So, I was in Caracas for -- well, until the spring of '41, almost two years, and I didn't really have much of a job, didn't do much of anything there. We were a little overstaffed for one thing, and I was the junior man on the totem pole. The only thing I did do though in Caracas, and this I've always been grateful to the Service for...

ACCINELLI: Well, you went to Latin America at a very interesing time, did you not?

MELBY: Yes. And I didn't really do very much in Caracas, except that right after Pearl Harbor some clown in the White House got a bright idea that one Foreign Service officer had to be assigned to keep track of every German

[30]

ship in the world. There happened to be one in Puerto Cabello, which is the port just west of LaGuaira. I, as low man on the totem pole in Caracas, drew the assignment to go down and watch that damn German ship, the Sesostris. That was a footling assignment, because the machinery had been taken out by the Venezuelans; the ship couldn't move from the inner harbor anyway, even if it had wanted to. But it took six months to get that order countermanded from the White House. So I just packed up all my papers and notes and so on and my dissertation and I took it all down. I was staying in a hotel down there, which looked right out over the inner harbor where I could sit there and actually write up my material for my dissertation while watching the ship. And so that is the way I finished my dissertation. And then I went back the following June and got my degree from Chicago.

The only other thing was that the Germans had pursued a very interesting and devastating policy in Latin America. Germany was sending its young men out all over Latin America, and I guess they did it pretty much around the world, too. They sent young men out, bachelors, to get into business and establish themselves, marry into local families, and so on, so that all business

[31]

in Venezuela was practically under the control of German-controlled firms. Our main objective at that point was to have these Germans interned. The Venezuelan government was dragging its feet on the thing, so Washington decided on a show of force. One evening I got a call from Dr. Corrigan who was the Ambassador in Caracas saying, "There will be a flotilla of 12 American destroyers that will appear suddenly without notice off the coast of Venezuela tomorrow morning.

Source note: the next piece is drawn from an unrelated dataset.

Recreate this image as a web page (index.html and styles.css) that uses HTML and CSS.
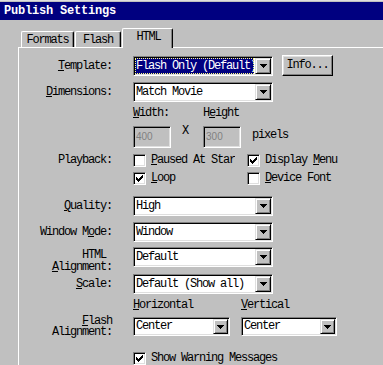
FILE: index.html
```html
<!DOCTYPE html>
<html lang="en">
<head>
  <meta charset="UTF-8" />
  <title>Publish Settings</title>
  <link rel="stylesheet" href="styles.css">
</head>
<body>
  <div class="window">
    <!-- Title bar -->
    <div class="titlebar">Publish Settings</div>

    <!-- Tabs -->
    <div class="tabs">
      <div class="tab tab-formats">Formats</div>
      <div class="tab tab-flash">Flash</div>
      <div class="tab tab-html active">HTML</div>
    </div>

    <!-- Tab page -->
    <div class="panel">
      <div class="row row-template">
        <div class="label"><u>T</u>emplate:</div>
        <div class="cell">
          <div class="select sel-wide focus">
            <span class="value">Flash Only (Default)</span>
            <span class="drop"><svg width="7" height="4" viewBox="0 0 7 4"><path d="M0 0h7v1H0zM1 1h5v1H1zM2 2h3v1H2zM3 3h1v1H3z"/></svg></span>
          </div>
          <div class="button">Info...</div>
        </div>
      </div>

      <div class="row row-dims">
        <div class="label"><u>D</u>imensions:</div>
        <div class="cell">
          <div class="select sel-wide">
            <span class="value">Match Movie</span>
            <span class="drop"><svg width="7" height="4" viewBox="0 0 7 4"><path d="M0 0h7v1H0zM1 1h5v1H1zM2 2h3v1H2zM3 3h1v1H3z"/></svg></span>
          </div>
        </div>
      </div>

      <div class="row row-size">
        <div class="label"></div>
        <div class="cell">
          <div class="field">
            <div class="field-label"><u>W</u>idth:</div>
            <div class="edit">400</div>
          </div>
          <div class="x">X</div>
          <div class="field">
            <div class="field-label">H<u>e</u>ight</div>
            <div class="edit">300</div>
          </div>
          <div class="pixels">pixels</div>
        </div>
      </div>

      <div class="row row-playback">
        <div class="label">Playback:</div>
        <div class="checks">
          <div class="checkline">
            <span class="check"></span>
            <span class="check-text clip"><u>P</u>aused At Start</span>
          </div>
          <div class="checkline">
            <span class="check"><svg width="9" height="9" viewBox="0 0 9 9"><path d="M7 1h1v1H7zM6 2h2v1H6zM1 3h1v1H1zM5 3h3v1H5zM1 4h2v1H1zM4 4h3v1H4zM1 5h5v1H1zM2 6h3v1H2zM3 7h1v1H3z"/></svg></span>
            <span class="check-text">Display <u>M</u>enu</span>
          </div>
          <div class="checkline">
            <span class="check"><svg width="9" height="9" viewBox="0 0 9 9"><path d="M7 1h1v1H7zM6 2h2v1H6zM1 3h1v1H1zM5 3h3v1H5zM1 4h2v1H1zM4 4h3v1H4zM1 5h5v1H1zM2 6h3v1H2zM3 7h1v1H3z"/></svg></span>
            <span class="check-text"><u>L</u>oop</span>
          </div>
          <div class="checkline">
            <span class="check"></span>
            <span class="check-text"><u>D</u>evice Font</span>
          </div>
        </div>
      </div>

      <div class="row row-quality">
        <div class="label"><u>Q</u>uality:</div>
        <div class="cell">
          <div class="select sel-wide">
            <span class="value">High</span>
            <span class="drop"><svg width="7" height="4" viewBox="0 0 7 4"><path d="M0 0h7v1H0zM1 1h5v1H1zM2 2h3v1H2zM3 3h1v1H3z"/></svg></span>
          </div>
        </div>
      </div>

      <div class="row row-window">
        <div class="label">Window M<u>o</u>de:</div>
        <div class="cell">
          <div class="select sel-wide">
            <span class="value">Window</span>
            <span class="drop"><svg width="7" height="4" viewBox="0 0 7 4"><path d="M0 0h7v1H0zM1 1h5v1H1zM2 2h3v1H2zM3 3h1v1H3z"/></svg></span>
          </div>
        </div>
      </div>

      <div class="row row-html">
        <div class="label label-two">
          <div class="line">HTML&nbsp;</div>
          <div class="line"><u>A</u>lignment:</div>
        </div>
        <div class="cell">
          <div class="select sel-wide">
            <span class="value">Default</span>
            <span class="drop"><svg width="7" height="4" viewBox="0 0 7 4"><path d="M0 0h7v1H0zM1 1h5v1H1zM2 2h3v1H2zM3 3h1v1H3z"/></svg></span>
          </div>
        </div>
      </div>

      <div class="row row-scale">
        <div class="label"><u>S</u>cale:</div>
        <div class="cell">
          <div class="select sel-wide">
            <span class="value">Default (Show all)</span>
            <span class="drop"><svg width="7" height="4" viewBox="0 0 7 4"><path d="M0 0h7v1H0zM1 1h5v1H1zM2 2h3v1H2zM3 3h1v1H3z"/></svg></span>
          </div>
        </div>
      </div>

      <div class="row row-hv">
        <div class="label"></div>
        <div class="cell">
          <div class="col-h"><u>H</u>orizontal</div>
          <div class="col-v"><u>V</u>ertical</div>
        </div>
      </div>

      <div class="row row-flash">
        <div class="label label-flash">
          <div class="line"><u>F</u>lash</div>
          <div class="line">Alignment:</div>
        </div>
        <div class="cell">
          <div class="select sel-h">
            <span class="value">Center</span>
            <span class="drop"><svg width="7" height="4" viewBox="0 0 7 4"><path d="M0 0h7v1H0zM1 1h5v1H1zM2 2h3v1H2zM3 3h1v1H3z"/></svg></span>
          </div>
          <div class="select sel-v">
            <span class="value">Center</span>
            <span class="drop"><svg width="7" height="4" viewBox="0 0 7 4"><path d="M0 0h7v1H0zM1 1h5v1H1zM2 2h3v1H2zM3 3h1v1H3z"/></svg></span>
          </div>
        </div>
      </div>

      <div class="row row-warn">
        <div class="label"></div>
        <div class="checkline">
          <span class="check"><svg width="9" height="9" viewBox="0 0 9 9"><path d="M7 1h1v1H7zM6 2h2v1H6zM1 3h1v1H1zM5 3h3v1H5zM1 4h2v1H1zM4 4h3v1H4zM1 5h5v1H1zM2 6h3v1H2zM3 7h1v1H3z"/></svg></span>
          <span class="check-text">Show Warning Messages</span>
        </div>
      </div>
    </div>
  </div>
</body>
</html>
```

FILE: styles.css
```css
* { box-sizing: border-box; margin: 0; padding: 0; }

body {
  width: 383px;
  height: 365px;
  overflow: hidden;
  background: #c0c0c0;
  font-family: "Liberation Mono", monospace;
  font-size: 12px;
  letter-spacing: -1.2px;
  color: #000;
}

svg { display: block; shape-rendering: crispEdges; }

u { text-decoration: underline; text-underline-offset: 1px; }

.window {
  height: 365px;
  display: flex;
  flex-direction: column;
  border-top: 1px solid #dfdfdf;
  padding-top: 1px;
}

/* Title bar */

.titlebar {
  height: 18px;
  line-height: 18px;
  background: #000080;
  color: #fff;
  font-weight: bold;
  letter-spacing: -0.2px;
  padding-left: 4px;
}

/* Tabs */

.tabs {
  display: flex;
  align-items: flex-end;
  height: 19px;
  margin-top: 8px;
  padding-left: 21px;
}

.tab {
  height: 16px;
  line-height: 16px;
  text-align: center;
  background: #c0c0c0;
  border-top: 1px solid #fff;
  border-left: 1px solid #fff;
  border-right: 1px solid #000;
  box-shadow: inset -1px 0 #808080;
  border-radius: 2px 2px 0 0;
  margin-right: 1px;
}

.tab-formats { width: 53px; }
.tab-flash { width: 46px; }

.tab-html {
  width: 51px;
  height: 20px;
  margin-bottom: -1px;
  position: relative;
  z-index: 1;
  padding-left: 2px;
}

/* Page */

.panel {
  flex: 1;
  margin-left: 18px;
  border-top: 1px solid #fff;
  border-left: 1px solid #fff;
  display: flex;
  flex-direction: column;
}

.row {
  display: grid;
  grid-template-columns: 93px 1fr;
  column-gap: 21px;
  align-items: center;
}

.label {
  text-align: right;
  white-space: nowrap;
  line-height: 12px;
}

.cell {
  display: flex;
  align-items: center;
}

.row-template { margin-top: 7px; }
.row-dims { margin-top: 6px; }
.row-size { margin-top: 5px; }
.row-playback { margin-top: 6px; align-items: start; }
.row-playback .label { line-height: 13px; }
.row-quality { margin-top: 11px; }
.row-window { margin-top: 6px; }
.row-html { margin-top: 5px; }
.row-scale { margin-top: 7px; }
.row-hv { margin-top: 5px; line-height: 12px; }
.row-flash { margin-top: 6px; }
.row-warn { margin-top: 16px; }

.line { height: 12px; }

.label-two {
  align-self: start;
  margin-top: 2px;
  margin-bottom: -6px;
}

.label-flash {
  align-self: start;
  line-height: 11px;
  margin-top: -1px;
  margin-bottom: -2px;
}

.label-flash .line { height: 11px; }

/* Combo boxes */

.select {
  display: flex;
  height: 20px;
  padding: 1px;
  background: #fff;
  border: 1px solid;
  border-color: #808080 #fff #fff #808080;
  box-shadow: inset 1px 1px #000, inset -1px -1px #dfdfdf;
}

.sel-wide { width: 140px; }
.sel-h { width: 97px; height: 19px; }
.sel-v { width: 96px; height: 19px; margin-left: 11px; }

.value {
  flex: 1;
  overflow: hidden;
  white-space: nowrap;
  padding-left: 1px;
  line-height: 16px;
}

.sel-h .value, .sel-v .value { line-height: 15px; }

.focus .value {
  background: #000080;
  color: #fff;
  outline: 1px dotted #ffff80;
  outline-offset: -1px;
  margin-right: 1px;
}

.drop {
  width: 16px;
  display: flex;
  align-items: center;
  justify-content: center;
  background: #c0c0c0;
  border: 1px solid;
  border-color: #dfdfdf #000 #000 #dfdfdf;
  box-shadow: inset 1px 1px #fff, inset -1px -1px #808080;
}

.sel-h .drop, .sel-v .drop { width: 15px; }

.button {
  width: 51px;
  height: 21px;
  margin-left: 9px;
  line-height: 19px;
  text-align: center;
  background: #c0c0c0;
  border: 1px solid;
  border-color: #fff #000 #000 #fff;
  box-shadow: inset -1px -1px #808080, inset 1px 1px #dfdfdf;
}

/* Width / height */

.row-size .cell { align-items: flex-end; }

.field { display: flex; flex-direction: column; }

.field-label {
  line-height: 12px;
  margin-bottom: 7px;
}

.edit {
  width: 38px;
  height: 22px;
  padding-left: 2px;
  line-height: 20px;
  font-family: "Liberation Sans", sans-serif;
  font-size: 10px;
  letter-spacing: 0;
  color: #808080;
  background: #c0c0c0;
  border: 1px solid;
  border-color: #808080 #fff #fff #808080;
  box-shadow: inset 1px 1px #000, inset -1px -1px #dfdfdf;
}

.x {
  line-height: 12px;
  margin: 0 15px 11px 11px;
}

.pixels {
  line-height: 12px;
  margin: 0 0 7px 11px;
}

/* Check boxes */

.checks {
  display: grid;
  grid-template-columns: 114px auto;
  row-gap: 5px;
}

.checkline {
  display: flex;
  align-items: center;
  height: 13px;
  white-space: nowrap;
}

.check {
  width: 13px;
  height: 13px;
  flex: none;
  padding: 1px;
  background: #fff;
  border: 1px solid;
  border-color: #808080 #fff #fff #808080;
  box-shadow: inset 1px 1px #000, inset -1px -1px #dfdfdf;
}

.check-text {
  margin-left: 5px;
  line-height: 13px;
}

.clip {
  width: 84px;
  overflow: hidden;
}

/* Alignment headings */

.col-h { width: 108px; }
```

You go out and take charge of them."

So I was up bright and early and there were these 12 destroyers all anchored off the coast of Venezuela. I went across to the Venezuelan naval base and said, "I've got to get out to that ship -- those ships out there." It was kind of a fun period.

ACCINELLI: Did that show of force get the job done?

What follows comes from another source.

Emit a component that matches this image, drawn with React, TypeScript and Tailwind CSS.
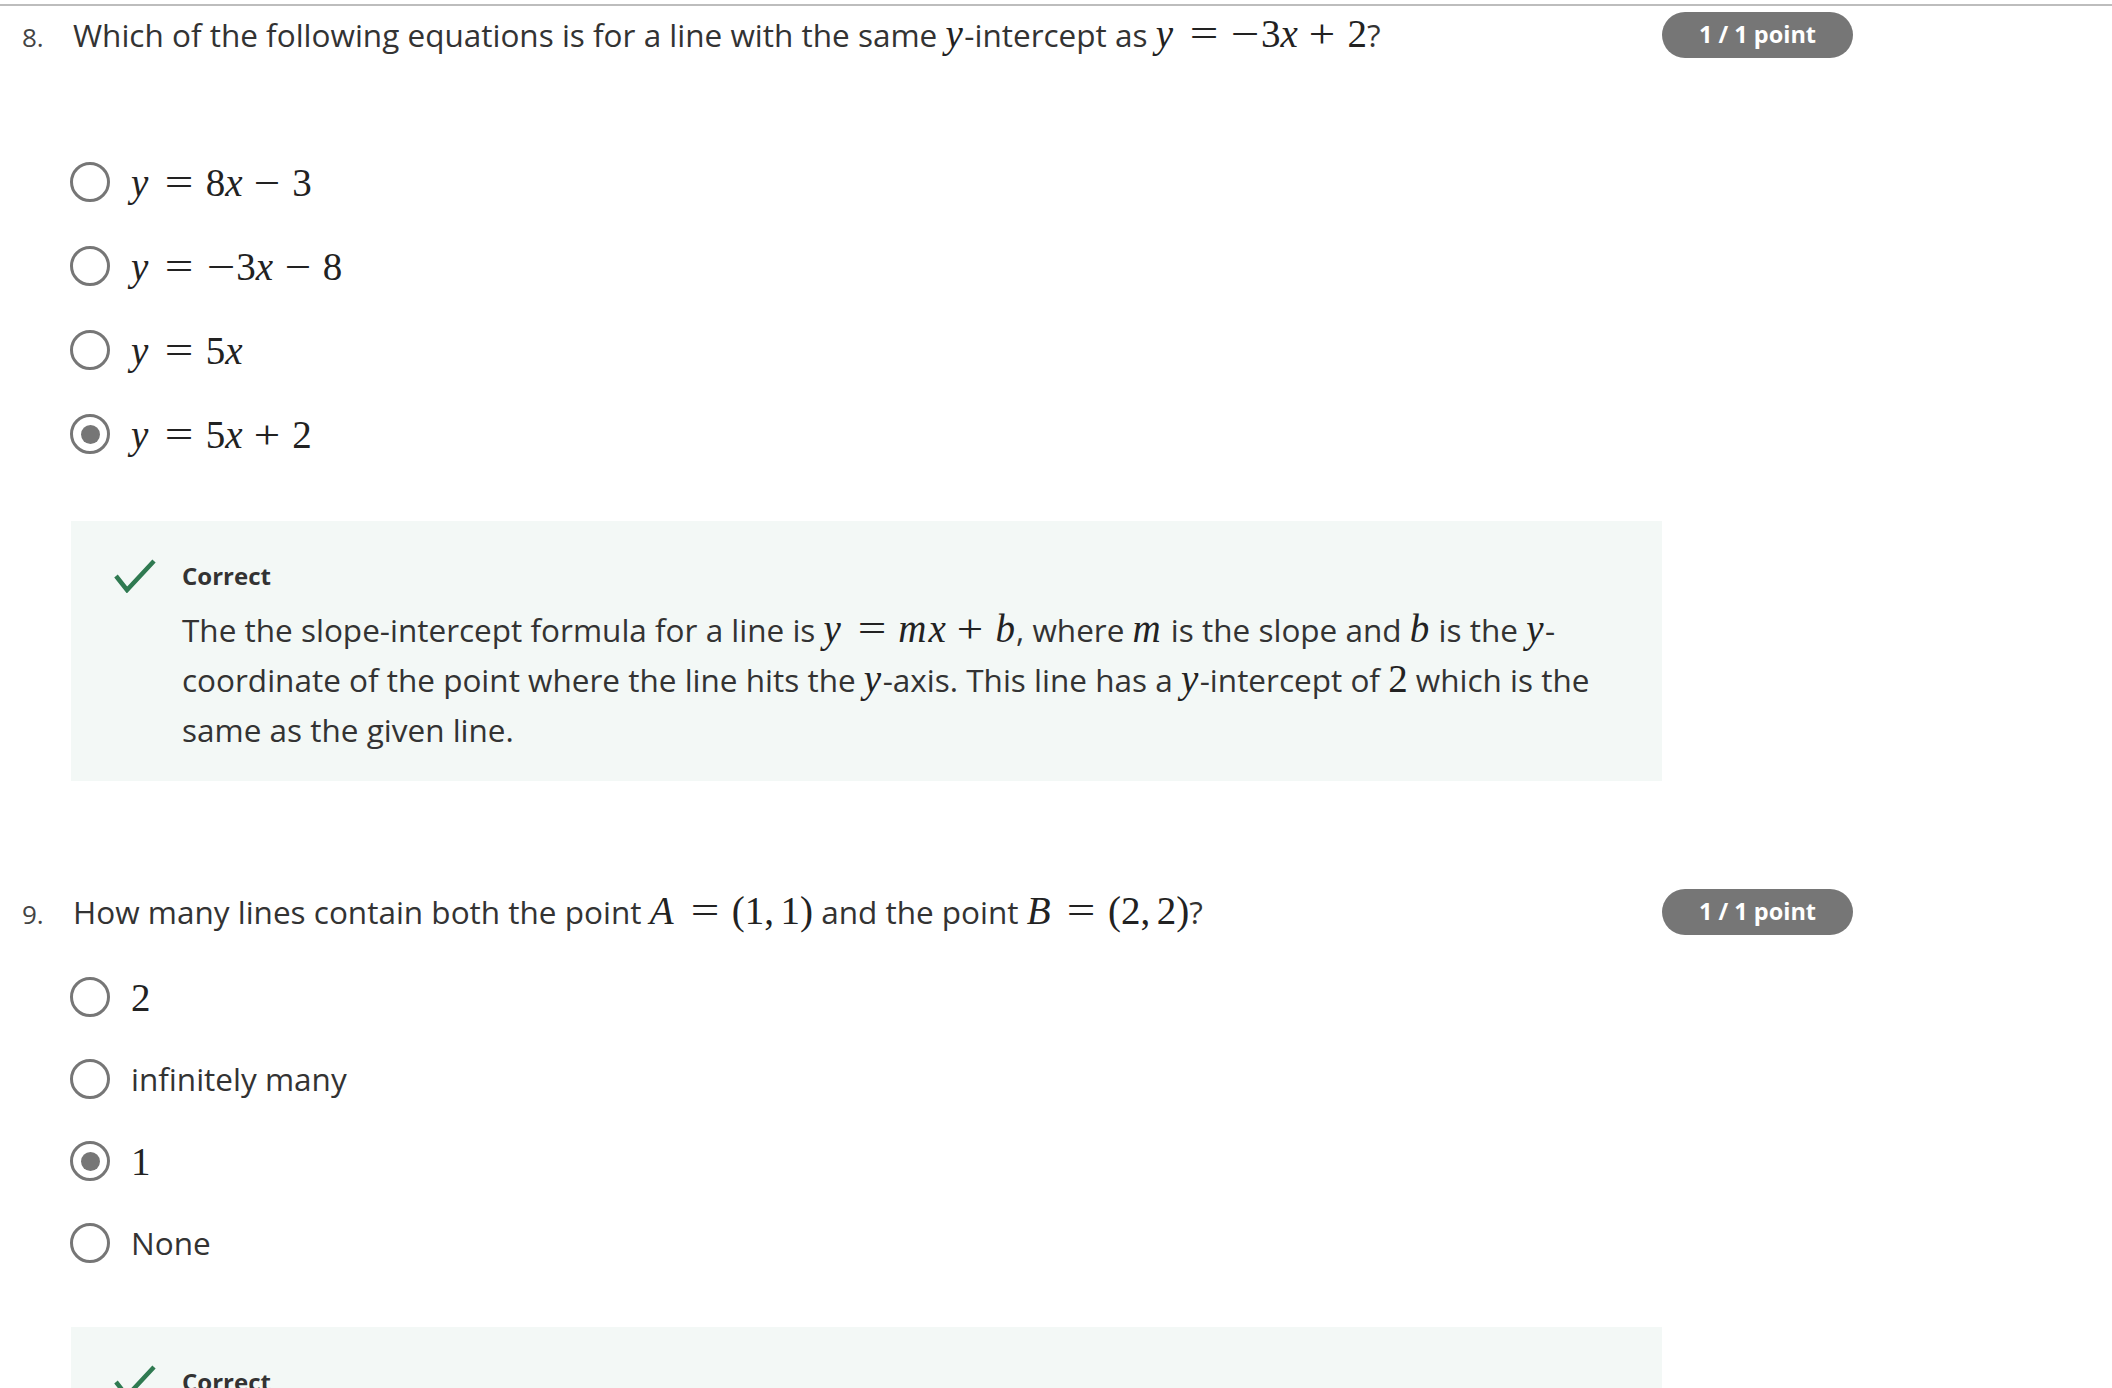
import React from "react";

const MF = "font-['Liberation_Serif',serif]";

function M({ children }: { children: React.ReactNode }) {
  return (
    <span className={`${MF} text-[39px] leading-none text-[#222] whitespace-nowrap`}>{children}</span>
  );
}
function V({ c, pr = "pr-[0.05em]" }: { c: string; pr?: string }) {
  return <i className={`italic ${pr}`}>{c}</i>;
}
function Rel({ c }: { c: string }) {
  return <span className="inline-block ml-[0.47em] mr-[0.4em] scale-x-[1.3]">{c}</span>;
}
function Bin({ c }: { c: string }) {
  return <span className="inline-block ml-[0.3em] mr-[0.36em] scale-x-[1.2]">{c}</span>;
}
function Neg() {
  return <span className="inline-block ml-[0.1em] mr-[0.12em] scale-x-[1.3]">−</span>;
}

function Radio({ checked }: { checked?: boolean }) {
  return (
    <span className="w-[40px] h-[40px] shrink-0 rounded-full border-[3.5px] border-[#767676] flex items-center justify-center">
      {checked && <span className="w-[19px] h-[19px] rounded-full bg-[#767676]" />}
    </span>
  );
}

function Option({ checked, h, children }: { checked?: boolean; h: string; children: React.ReactNode }) {
  return (
    <div className={`flex items-center gap-[21px] ${h}`}>
      <Radio checked={checked} />
      <div className="text-[31.5px] text-[#333] leading-none">{children}</div>
    </div>
  );
}

function Badge() {
  return (
    <div className="w-[191px] h-[46px] shrink-0 rounded-full bg-[#767676] text-white font-bold text-[23.5px] flex items-center justify-center">
      1 / 1 point
    </div>
  );
}

function QuestionRow({ n, children }: { n: string; children: React.ReactNode }) {
  return (
    <div className="flex items-center w-[1853px] h-[46px]">
      <div className="w-[1662px] flex items-baseline">
        <span className="w-[73px] pl-[22px] text-[26px] text-[#444] shrink-0">{n}</span>
        <span className="text-[31.5px] text-[#333] leading-[46px]">{children}</span>
      </div>
      <Badge />
    </div>
  );
}

function Check() {
  return (
    <svg width="42" height="34" viewBox="0 0 42 34" className="shrink-0">
      <polyline points="2,17 13,31 40,2" fill="none" stroke="#2f7a51" strokeWidth="4.5" strokeLinecap="butt" strokeLinejoin="miter" />
    </svg>
  );
}

function Feedback({ children }: { children?: React.ReactNode }) {
  return (
    <div className="ml-[71px] w-[1591px] bg-[#f3f8f6] pt-[38px] pb-[26px] pl-[43px] flex gap-[26px]">
      <Check />
      <div className="flex flex-col">
        <div className="h-[34px] flex items-center text-[24px] font-bold text-[#333]">Correct</div>
        <div className="mt-[12px] text-[31.5px] leading-[50px] text-[#333]">{children}</div>
      </div>
    </div>
  );
}

const X = () => <V c="x" pr="pr-[0.05em]" />;
const Y = () => <V c="y" pr="pr-[0.04em]" />;
const Mv = () => <V c="m" pr="pr-[0.05em]" />;
const Bv = () => <V c="b" pr="pr-[0.03em]" />;

export default function App() {
  return (
    <div className="w-[2112px] h-[1388px] overflow-hidden bg-white font-['Open_Sans',sans-serif]">
      <div className="mt-[4px] h-[2px] bg-[#bdbdbd]" />
      <div className="mt-[6px]">
        <QuestionRow n="8.">
          Which of the following equations is for a line with the same <M><Y /></M>-intercept as{" "}
          <M>
            <Y />
            <Rel c="=" />
            <Neg />3<X />
            <Bin c="+" />2
          </M>
          ?
        </QuestionRow>
      </div>

      <div className="mt-[82px] pl-[70px] flex flex-col">
        <Option h="h-[84px]">
          <M>
            <Y />
            <Rel c="=" />8<X />
            <Bin c="−" />3
          </M>
        </Option>
        <Option h="h-[84px]">
          <M>
            <Y />
            <Rel c="=" />
            <Neg />3<X />
            <Bin c="−" />8
          </M>
        </Option>
        <Option h="h-[84px]">
          <M>
            <Y />
            <Rel c="=" />5<X />
          </M>
        </Option>
        <Option h="h-[84px]" checked>
          <M>
            <Y />
            <Rel c="=" />5<X />
            <Bin c="+" />2
          </M>
        </Option>
      </div>

      <div className="mt-[45px]">
        <Feedback>
          <div className="whitespace-nowrap">
            The the slope-intercept formula for a line is{" "}
            <M>
              <Y />
              <Rel c="=" />
              <Mv />
              <X />
              <Bin c="+" />
              <Bv />
            </M>
            , where <M><Mv /></M> is the slope and <M><Bv /></M> is the <M><Y /></M>-
          </div>
          <div className="whitespace-nowrap">
            coordinate of the point where the line hits the <M><Y /></M>-axis. This line has a{" "}
            <M><Y /></M>-intercept of <M>2</M> which is the
          </div>
          <div className="whitespace-nowrap">same as the given line.</div>
        </Feedback>
      </div>

      <div className="mt-[108px]">
        <QuestionRow n="9.">
          How many lines contain both the point{" "}
          <M>
            <V c="A" pr="pr-[0.06em]" />
            <Rel c="=" />
            (1,<span className="ml-[0.167em]">1</span>)
          </M>{" "}
          and the point{" "}
          <M>
            <V c="B" pr="pr-[0.04em]" />
            <Rel c="=" />
            (2,<span className="ml-[0.167em]">2</span>)
          </M>
          ?
        </QuestionRow>
      </div>

      <div className="mt-[21px] pl-[70px] flex flex-col">
        <Option h="h-[82px]">
          <M>2</M>
        </Option>
        <Option h="h-[82px]">infinitely many</Option>
        <Option h="h-[82px]" checked>
          <M>1</M>
        </Option>
        <Option h="h-[82px]">None</Option>
      </div>

      <div className="mt-[43px]">
        <Feedback>
          <div className="whitespace-nowrap">Two points determine a unique line.</div>
        </Feedback>
      </div>
    </div>
  );
}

MELBY: It sure did. I took Commander Swenson back to Caracas with me to meet the Ambassador, and the Venezuelans got the point very quickly.

ACCINELLI: So there was a fairly large German population then in Venezuela? I know there was in Brazil and Argentina.

[32]

MELBY: Yes.

Well, of course, the one in Venezuela wasn't anything compared to the one in Brazil, because all of the three southern states in Brazil were completely German. But that was our contribution there to getting the Venezuelans in line, and after that we never had any trouble with the Venezuelans at all. Then, it wasn't long after that that I was transferred back to Washington. I decided the way to promotion and pay in the Foreign Service was to alternate assignments abroad and in Washington. I managed to get myself assigned to the office of American Republic Affairs, and that is when I was assigned finally to the Peru-Ecuador desk.

This is really the first big job I did in the Foreign Service, because I will always remember the day it happened. I had an apartment in Washington. My family hadn't come back from El Paso yet. My wife had gone ahead of me with the children, and I happened to turn the radio on in my apartment on the evening of July 4. I had been out to dinner someplace. I got the first announcement that the Peruvian Air Force had bombed, and pretty much destroyed the southern Ecuadorian province of El Oro. I knew that

[33]

this was going to mean I was going to be busy for a while, and I was up bright and early into the Department.

The phone in my office was ringing as I arrived. It was Sumner Welles. He said, "John, you've heard the news?" I said, "Yes, I have, sir." "Well, stop that war," and then he slammed the phone down. And that's what I did for the next 18 months. We stopped the war.

ACCINELLI: That was a boundary dispute, was it not?

MELBY: That's right.

And the conflict did not end finally until the Rio Conference. I guess it was December '42 when [Sumner] Welles went to Rio and he saw the President of Ecuador, whom I had known, and known quite well. You see, what Peru was doing, it was using the war as a piece of blackmail to force Ecuador to give up half its territory. Peru was being joined by Brazil and Argentina on this one, and it would not enter the war against the Axis. Sumner just finally hauled in the President of Ecuador and said, "Look, I've got to ask you to make the great sacrifice and that is to give up half your territory to Peru in the larger interest." He said, "Mr. Welles, you know, you're asking me to commit political suicide."

[34]

"Yes, I know that." Finally the President said, "Okay." He did. They gave it up.

ACCINELLI: Was this a recommendation you were happy with, that you supported?

MELBY: I wasn't happy with it, but I didn't see any alternative.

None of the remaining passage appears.